Rural Appalachian Deliveries
While some Appalachian routes pay well, many rural deliveries in mountainous areas pay poorly relative to the time and fuel required. Rates under $2.00 per mile combined with difficult terrain create unprofitable situations.
Always calculate true hourly earnings, not just per-mile rates, when evaluating these routes.
Technology and Route Optimization
Modern load boards and freight matching technology have revolutionized how owner-operators find the best East Coast routes. DAT, Truckstop.com, and direct shipper relationships provide access to premium freight.
GPS routing that accounts for truck-specific restrictions saves time and fuel on East Coast routes with heavy traffic and bridge restrictions. Every minute saved in traffic translates to better hourly earnings.

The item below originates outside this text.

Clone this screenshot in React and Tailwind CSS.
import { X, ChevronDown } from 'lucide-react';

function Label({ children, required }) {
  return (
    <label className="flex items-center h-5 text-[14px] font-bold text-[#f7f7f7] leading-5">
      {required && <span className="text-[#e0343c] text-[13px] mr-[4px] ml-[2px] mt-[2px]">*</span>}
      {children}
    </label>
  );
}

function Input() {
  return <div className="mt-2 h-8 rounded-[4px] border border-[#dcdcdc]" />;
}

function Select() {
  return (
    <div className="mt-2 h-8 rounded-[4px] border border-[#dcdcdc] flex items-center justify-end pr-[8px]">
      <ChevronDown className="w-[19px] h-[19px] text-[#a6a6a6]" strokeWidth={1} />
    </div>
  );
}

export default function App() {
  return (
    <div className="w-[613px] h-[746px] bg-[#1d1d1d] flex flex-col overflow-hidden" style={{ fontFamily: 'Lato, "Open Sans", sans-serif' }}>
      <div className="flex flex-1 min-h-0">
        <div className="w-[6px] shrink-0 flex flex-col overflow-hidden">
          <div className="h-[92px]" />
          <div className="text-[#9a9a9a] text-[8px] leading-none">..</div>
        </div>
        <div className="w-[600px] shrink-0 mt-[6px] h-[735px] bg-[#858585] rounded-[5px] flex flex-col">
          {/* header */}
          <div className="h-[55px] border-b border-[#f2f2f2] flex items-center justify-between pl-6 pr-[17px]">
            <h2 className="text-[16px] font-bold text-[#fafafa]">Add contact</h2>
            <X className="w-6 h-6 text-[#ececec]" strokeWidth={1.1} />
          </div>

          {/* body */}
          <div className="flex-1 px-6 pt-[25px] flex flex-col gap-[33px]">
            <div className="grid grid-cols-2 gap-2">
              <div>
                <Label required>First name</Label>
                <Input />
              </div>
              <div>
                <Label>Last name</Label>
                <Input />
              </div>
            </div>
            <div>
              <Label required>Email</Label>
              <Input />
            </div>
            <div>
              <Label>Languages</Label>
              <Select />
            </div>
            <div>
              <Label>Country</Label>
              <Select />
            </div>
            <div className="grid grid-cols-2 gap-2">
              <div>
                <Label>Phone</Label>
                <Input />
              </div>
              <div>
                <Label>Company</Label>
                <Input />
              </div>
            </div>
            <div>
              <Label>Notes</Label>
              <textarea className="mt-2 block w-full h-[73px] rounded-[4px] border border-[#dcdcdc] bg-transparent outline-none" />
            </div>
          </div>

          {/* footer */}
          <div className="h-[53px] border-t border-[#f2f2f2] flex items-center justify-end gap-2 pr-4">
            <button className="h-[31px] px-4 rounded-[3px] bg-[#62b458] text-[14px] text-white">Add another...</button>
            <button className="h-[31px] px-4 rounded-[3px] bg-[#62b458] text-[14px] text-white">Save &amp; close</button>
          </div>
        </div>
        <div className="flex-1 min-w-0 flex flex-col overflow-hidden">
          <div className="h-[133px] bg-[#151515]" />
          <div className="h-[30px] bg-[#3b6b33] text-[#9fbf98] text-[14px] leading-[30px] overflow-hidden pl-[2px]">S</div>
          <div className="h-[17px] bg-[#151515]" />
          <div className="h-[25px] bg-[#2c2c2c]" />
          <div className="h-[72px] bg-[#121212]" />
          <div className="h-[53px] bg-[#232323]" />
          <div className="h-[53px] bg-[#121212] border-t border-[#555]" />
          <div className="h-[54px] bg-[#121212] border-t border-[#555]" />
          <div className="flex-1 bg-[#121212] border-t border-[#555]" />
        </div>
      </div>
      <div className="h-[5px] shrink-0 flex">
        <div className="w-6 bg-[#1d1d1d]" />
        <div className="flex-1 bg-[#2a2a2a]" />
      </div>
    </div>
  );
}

For personalized route guidance and access to Rocky Transport's freight network, drivers can contact Nicholas directly or call 419-320-1684 to discuss available opportunities.
Building Long-Term East Coast Success
The most profitable East Coast operators build relationships with consistent shippers rather than chasing spot market rates. Dedicated lanes with reliable freight partners provide income stability and often include fuel surcharges and accessorial pay.

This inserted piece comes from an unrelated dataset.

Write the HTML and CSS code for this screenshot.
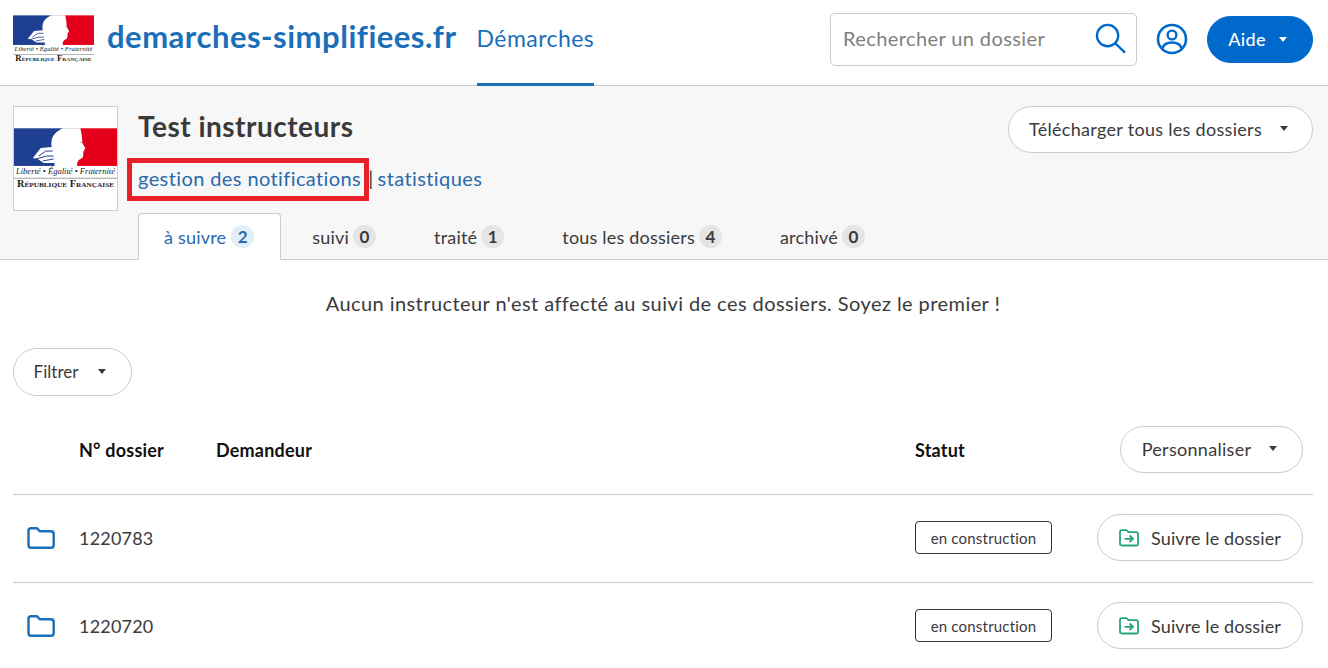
FILE: index.html
```html
<!DOCTYPE html>
<html lang="fr">
<head>
    <meta charset="UTF-8">
    <meta name="viewport" content="width=device-width, initial-scale=1.0">
    <title>Test instructeurs</title>
    <link rel="stylesheet" href="styles.css">
</head>
<body>
    <header class="topbar">
        <svg class="logo-small" viewBox="0 0 104 62">
            <rect x="0" y="0" width="60" height="38" fill="#1f3f92"/>
            <rect x="60" y="0" width="44" height="38" fill="#e4001b"/>
            <path d="M49 0C43 3 39 7 38 12C37 18 39 22 40 26L41 38H64C63 35 65 32 67 31C69 31 70 29 70 26L70 24L72 20L69 15C69 9 68 4 67 0Z" fill="#fff"/>
            <path d="M19 30L27 20L38 19L41 26V35H30L24 31Z" fill="#fff"/>
            <path d="M25 28L32 23L39 23M22 31L33 28L40 28M29 33L40 31" stroke="#1f3f92" stroke-width="1" fill="none"/>
            <path d="M67 14L70 15" stroke="#888" stroke-width="0.8" fill="none"/>
            <text x="52" y="46" class="logo-motto" textLength="100" lengthAdjust="spacingAndGlyphs">Liberté • Égalité • Fraternité</text>
            <rect x="0" y="50" width="104" height="0.7" fill="#777"/>
            <text x="52" y="59" class="logo-name" textLength="98" lengthAdjust="spacingAndGlyphs">République Française</text>
        </svg>
        <a class="brand" href="#">demarches-simplifiees.fr</a>
        <nav class="main-nav"><a class="nav-link" href="#">Démarches</a></nav>
        <form class="search">
            <span class="search-text">Rechercher un dossier</span>
            <svg class="search-icon" viewBox="0 0 32 32" width="31" height="31">
                <circle cx="13" cy="13" r="11" fill="none" stroke="#0069cc" stroke-width="2.4"/>
                <path d="M21 21L31 30.500" stroke="#0069cc" stroke-width="2.400" fill="none"/>
            </svg>
        </form>
        <svg class="user-icon" viewBox="0 0 32 32" width="32" height="32">
            <circle cx="16" cy="16" r="14" fill="none" stroke="#0069cc" stroke-width="2.600"/>
            <circle cx="16" cy="12" r="4.400" fill="none" stroke="#0069cc" stroke-width="2.400"/>
            <path d="M6.500 25C8 20.500 11 19.500 16 19.500C21 19.500 24 20.500 25.500 25" fill="none" stroke="#0069cc" stroke-width="2.400"/>
        </svg>
        <a class="btn btn-primary" href="#">Aide<span class="caret"></span></a>
    </header>

    <section class="procedure">
        <div class="procedure-logo">
            <svg class="logo-large" viewBox="0 0 104 62">
                <rect x="0" y="0" width="60" height="38" fill="#1f3f92"/>
                <rect x="60" y="0" width="44" height="38" fill="#e4001b"/>
                <path d="M49 0C43 3 39 7 38 12C37 18 39 22 40 26L41 38H64C63 35 65 32 67 31C69 31 70 29 70 26L70 24L72 20L69 15C69 9 68 4 67 0Z" fill="#fff"/>
                <path d="M19 30L27 20L38 19L41 26V35H30L24 31Z" fill="#fff"/>
                <path d="M25 28L32 23L39 23M22 31L33 28L40 28M29 33L40 31" stroke="#1f3f92" stroke-width="1" fill="none"/>
                <path d="M67 14L70 15" stroke="#888" stroke-width="0.8" fill="none"/>
                <text x="52" y="46" class="logo-motto" textLength="100" lengthAdjust="spacingAndGlyphs">Liberté • Égalité • Fraternité</text>
                <rect x="0" y="50" width="104" height="0.7" fill="#777"/>
                <text x="52" y="59" class="logo-name" textLength="98" lengthAdjust="spacingAndGlyphs">République Française</text>
            </svg>
        </div>
        <div class="procedure-main">
            <div class="procedure-top">
                <div>
                    <h1 class="procedure-title">Test instructeurs</h1>
                    <p class="procedure-links">
                        <a href="#" class="highlighted">gestion des notifications</a><span class="sep">|</span><a href="#">statistiques</a>
                    </p>
                </div>
                <a class="btn btn-caret btn-download" href="#">Télécharger tous les dossiers<span class="caret"></span></a>
            </div>
            <ul class="tabs">
                <li class="tab active">à suivre <span class="badge">2</span></li>
                <li class="tab">suivi <span class="badge">0</span></li>
                <li class="tab">traité <span class="badge">1</span></li>
                <li class="tab">tous les dossiers <span class="badge">4</span></li>
                <li class="tab">archivé <span class="badge">0</span></li>
            </ul>
        </div>
    </section>

    <main class="content">
        <p class="notice">Aucun instructeur n'est affecté au suivi de ces dossiers. Soyez le premier !</p>
        <a class="btn btn-caret btn-filter" href="#">Filtrer<span class="caret"></span></a>

        <div class="table-row table-head">
            <span></span>
            <span>N° dossier</span>
            <span>Demandeur</span>
            <span>Statut</span>
            <a class="btn btn-caret btn-custom" href="#">Personnaliser<span class="caret"></span></a>
        </div>

        <div class="table-row">
            <svg class="folder" viewBox="0 0 28 22" width="28" height="22">
                <path d="M1.500 4C1.500 2.500 2.500 1.300 4 1.300H10L13 4.300H24C25.500 4.300 26.700 5.500 26.700 7V18C26.700 19.500 25.500 20.700 24 20.700H4C2.500 20.700 1.500 19.500 1.500 18Z" fill="none" stroke="#1a6fb8" stroke-width="2.400" stroke-linejoin="round"/>
            </svg>
            <span>1220783</span>
            <span></span>
            <span><span class="status">en construction</span></span>
            <a class="btn btn-follow" href="#">
                <svg class="follow-icon" viewBox="0 0 20 18" width="20" height="18">
                    <path d="M1 3C1 2 1.700 1.200 2.700 1.200H7.500L9.500 3.200H17.300C18.300 3.200 19 4 19 5V14.700C19 15.700 18.300 16.500 17.300 16.500H2.700C1.700 16.500 1 15.700 1 14.700Z" fill="none" stroke="#27a37a" stroke-width="1.800" stroke-linejoin="round"/>
                    <path d="M5.500 9.800H14M10.500 6.500L14 9.800L10.500 13" fill="none" stroke="#27a37a" stroke-width="1.800"/>
                </svg>
                Suivre le dossier
            </a>
        </div>

        <div class="table-row">
            <svg class="folder" viewBox="0 0 28 22" width="28" height="22">
                <path d="M1.500 4C1.500 2.500 2.500 1.300 4 1.300H10L13 4.300H24C25.500 4.300 26.700 5.500 26.700 7V18C26.700 19.500 25.500 20.700 24 20.700H4C2.500 20.700 1.500 19.500 1.500 18Z" fill="none" stroke="#1a6fb8" stroke-width="2.400" stroke-linejoin="round"/>
            </svg>
            <span>1220720</span>
            <span></span>
            <span><span class="status">en construction</span></span>
            <a class="btn btn-follow" href="#">
                <svg class="follow-icon" viewBox="0 0 20 18" width="20" height="18">
                    <path d="M1 3C1 2 1.700 1.200 2.700 1.200H7.500L9.500 3.200H17.300C18.300 3.200 19 4 19 5V14.700C19 15.700 18.300 16.500 17.300 16.500H2.700C1.700 16.500 1 15.700 1 14.700Z" fill="none" stroke="#27a37a" stroke-width="1.800" stroke-linejoin="round"/>
                    <path d="M5.500 9.800H14M10.500 6.500L14 9.800L10.500 13" fill="none" stroke="#27a37a" stroke-width="1.800"/>
                </svg>
                Suivre le dossier
            </a>
        </div>
    </main>
</body>
</html>
```

FILE: styles.css
```css
* {
    box-sizing: border-box;
}

html, body {
    height: 668px;
    overflow: hidden;
}

body {
    margin: 0;
    font-family: Lato, "Open Sans", sans-serif;
    color: #3a3a3a;
    background-color: #fff;
}

a {
    text-decoration: none;
    color: inherit;
}

.logo-motto {
    font-family: "Liberation Serif", serif;
    font-style: italic;
    font-size: 8px;
    text-anchor: middle;
    fill: #222;
}

.logo-name {
    font-family: "Liberation Serif", serif;
    font-weight: bold;
    font-variant: small-caps;
    font-size: 10px;
    text-anchor: middle;
    fill: #222;
}

.topbar {
    display: flex;
    align-items: center;
    height: 86px;
    padding: 0 15px 0 13px;
    border-bottom: 1px solid #ccc;
}

.logo-small {
    width: 81px;
    height: 49px;
    margin-top: -6px;
}

.brand {
    margin-left: 13px;
    margin-top: -14px;
    font-size: 31px;
    font-weight: 700;
    color: #1a6fb8;
    letter-spacing: 0.5px;
}

.main-nav {
    align-self: stretch;
    display: flex;
    margin-left: 20px;
}

.nav-link {
    display: flex;
    align-items: center;
    padding-bottom: 8px;
    font-size: 23px;
    color: #1a6fb8;
    border-bottom: 3px solid #1a6fb8;
    margin-bottom: -1px;
    letter-spacing: 0.45px;
}

.search {
    display: flex;
    align-items: center;
    justify-content: space-between;
    width: 307px;
    height: 53px;
    margin-left: auto;
    margin-top: -6px;
    padding: 0 10px 0 12px;
    border: 1px solid #ccc;
    border-radius: 5px;
}

.search-text {
    margin-top: -3px;
    font-size: 20px;
    color: #808080;
    letter-spacing: 0.4px;
}

.search-icon {
    margin-top: -2px;
}

.user-icon {
    margin-left: 19px;
    margin-top: -7px;
}

.btn {
    display: inline-flex;
    align-items: center;
    justify-content: center;
    height: 47px;
    border: 1px solid #ccc;
    border-radius: 24px;
    background-color: #fff;
    font-size: 18px;
    letter-spacing: 0.3px;
}

.btn-caret {
    padding-right: 4px;
    padding-bottom: 2px;
}

.caret {
    width: 0;
    height: 0;
    margin-left: 18px;
    border-left: 4px solid transparent;
    border-right: 4px solid transparent;
    border-top: 5px solid currentColor;
}

.btn-primary {
    width: 106px;
    margin-left: 19px;
    margin-top: -7px;
    padding-right: 5px;
    border-color: #0069cc;
    background-color: #0069cc;
    color: #fff;
    font-weight: 500;
}

.btn-primary .caret {
    margin-left: 13px;
}

.procedure {
    display: flex;
    height: 174px;
    padding: 20px 15px 0 13px;
    background-color: #f7f7f7;
    border-bottom: 1px solid #ccc;
}

.procedure-logo {
    width: 105px;
    height: 105px;
    padding: 21px 0 0;
    background-color: #fff;
    border: 1px solid #ccc;
    text-align: center;
}

.logo-large {
    width: 103px;
    height: 62px;
}

.procedure-main {
    flex: 1;
    margin-left: 20px;
    display: flex;
    flex-direction: column;
    justify-content: space-between;
}

.procedure-top {
    display: flex;
    justify-content: space-between;
    align-items: flex-start;
}

.procedure-title {
    margin: 3px 0 0;
    font-size: 28px;
    font-weight: 700;
    letter-spacing: 0.5px;
}

.procedure-links {
    margin: 23px 0 0;
    font-size: 20px;
    letter-spacing: 0.4px;
}

.procedure-links a {
    color: #2a69ac;
}

.sep {
    margin: 0 4px 0 7px;
}

.highlighted {
    position: relative;
}

.highlighted::after {
    content: "";
    position: absolute;
    left: -11px;
    right: -8px;
    top: -8px;
    bottom: -11px;
    border: 5px solid #e8202a;
}

.btn-download {
    width: 305px;
}

.tabs {
    display: flex;
    margin: 0 0 -1px;
    padding: 0;
    list-style: none;
}

.tab {
    display: flex;
    align-items: center;
    gap: 4px;
    height: 47px;
    margin-right: 5px;
    padding: 0 26px 0 25px;
    border: 1px solid transparent;
    font-size: 18px;
    letter-spacing: 0.2px;
}

.tab.active {
    gap: 5px;
    background-color: #fff;
    border-color: #ccc;
    border-bottom-color: #fff;
    border-radius: 4px 4px 0 0;
    color: #2a69ac;
}

.badge {
    display: inline-flex;
    align-items: center;
    justify-content: center;
    width: 23px;
    height: 23px;
    border-radius: 50%;
    background-color: #e5e5e5;
    font-size: 17px;
    font-weight: 700;
}

.tab.active .badge {
    background-color: #e3edf7;
}

.content {
    padding: 0 15px 0 13px;
}

.notice {
    margin: 0;
    height: 88px;
    padding-top: 31px;
    text-align: center;
    font-size: 20px;
    letter-spacing: 0.43px;
}

.btn-filter {
    width: 119px;
    height: 48px;
    padding-right: 5px;
    font-size: 17px;
    letter-spacing: 0;
}

.btn-filter .caret {
    margin-left: 20px;
}

.table-row {
    display: grid;
    grid-template-columns: 66px 137px 699px 182px 206px;
    align-items: center;
    height: 88px;
    padding-bottom: 2px;
    border-bottom: 1px solid #ccc;
    font-size: 18px;
    letter-spacing: 0.2px;
}

.table-head {
    height: 99px;
    padding-top: 10px;
    padding-bottom: 0;
    font-weight: 700;
    color: #111;
}

.table-row:last-child {
    border-bottom-color: transparent;
}

.table-head .btn {
    margin-top: -1px;
    font-weight: 400;
    color: #3a3a3a;
}

.btn-custom {
    width: 183px;
    justify-self: end;
}

.folder {
    margin-left: 14px;
}

.status {
    display: inline-flex;
    align-items: center;
    justify-content: center;
    width: 137px;
    height: 33px;
    border: 1px solid #333;
    border-radius: 4px;
    font-size: 15px;
}

.btn-follow {
    gap: 12px;
    width: 206px;
    letter-spacing: 0.1px;
}
```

Understanding each state's regulations, toll systems, and weight restrictions prevents costly violations and delays. New York's thruway system, Pennsylvania's steep grades, and Virginia's strict enforcement create operational challenges that prepared drivers turn into competitive advantages.
Positioning yourself at the right place and time requires understanding freight flows, seasonal patterns, and market timing. The Rocky Transport team helps owner-operators develop these strategic positioning skills for long-term profitability.
The East Coast freight market rewards operators who combine route knowledge with business savvy. While anyone can drive I-95, consistently earning $3+ per mile requires understanding the underlying market forces that create premium freight opportunities.